Back in 2016 Li-Huei Tsai and colleagues at MIT's Picower Institute for Learning and Memory were investigating the correlation between impaired gamma oscillations in the brain and Alzheimer's disease. These gamma oscillations can range anywhere from 25 to 100 Hertz, but there has long been a hypothesis that 40 Hz is the magic frequency for optimal brain functioning.
Using optogenetic technology the researchers specifically stimulated individual neurons in an animal's hippocampus, discovering dramatic reductions in both amyloid and tau proteins after just one hour of stimulation at 40 Hz. Fascinatingly, the researchers then discovered similar effects could be generated in the mouse brain through simple external exposure to a light flickering at 40 Hz.
In a newly published study the MIT team explored the effects of adding sound stimuli to the treatment. The results reveal similar effects, with an hour's exposure to 40 Hz tones per day significantly reducing amyloid build-up in both the auditory cortex and hippocampus of mouse brains.

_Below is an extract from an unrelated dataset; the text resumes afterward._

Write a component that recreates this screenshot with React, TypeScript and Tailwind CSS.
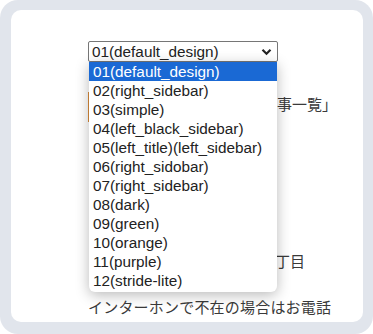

"What we have demonstrated here is that we can use a totally different sensory modality to induce gamma oscillations in the brain," says Tsai. "And secondly, this auditory-stimulation-induced gamma can reduce amyloid and tau pathology in not just the sensory cortex but also in the hippocampus. When we combine visual and auditory stimulation for a week, we see the engagement of the prefrontal cortex and a very dramatic reduction of amyloid."
The dual visual and auditory treatment proved much more effective than each stimulation by itself. The broader neurological effects of this combined treatment demonstrated enhanced microglia activity in the prefrontal cortex. This suggests the body's innate immune response was heightened by the external stimulation.
The exciting results are not without significant limitations. A large amount of the beneficial effects from the stimulation treatment noticeably faded one week after the treatments had been stopped, meaning there may not be any long-term benefits from the stimulation. It is also unclear exactly why 40 Hz is the perfect frequency to generate these effects, so further study is needed to uncover the molecular mechanisms behind this particular phenomenon.
Underlying all these limitations is of course the fact that the research so far has only been established in mouse models. The entire field of Alzheimer's research is filled with studies that proved promising in animal models, yet could never be replicated in humans.
The research team has already conducted safety tests in humans for the combined visual and auditory treatment, with enrollments underway for a larger trial targeting early-stage Alzheimer's patients. It conceivably will take years to ascertain how effective this technique is in slowing, or reversing, Alzheimer's symptoms in humans, but it is undeniably a fascinating hypothetical treatment.
The new study was published in the journal Cell.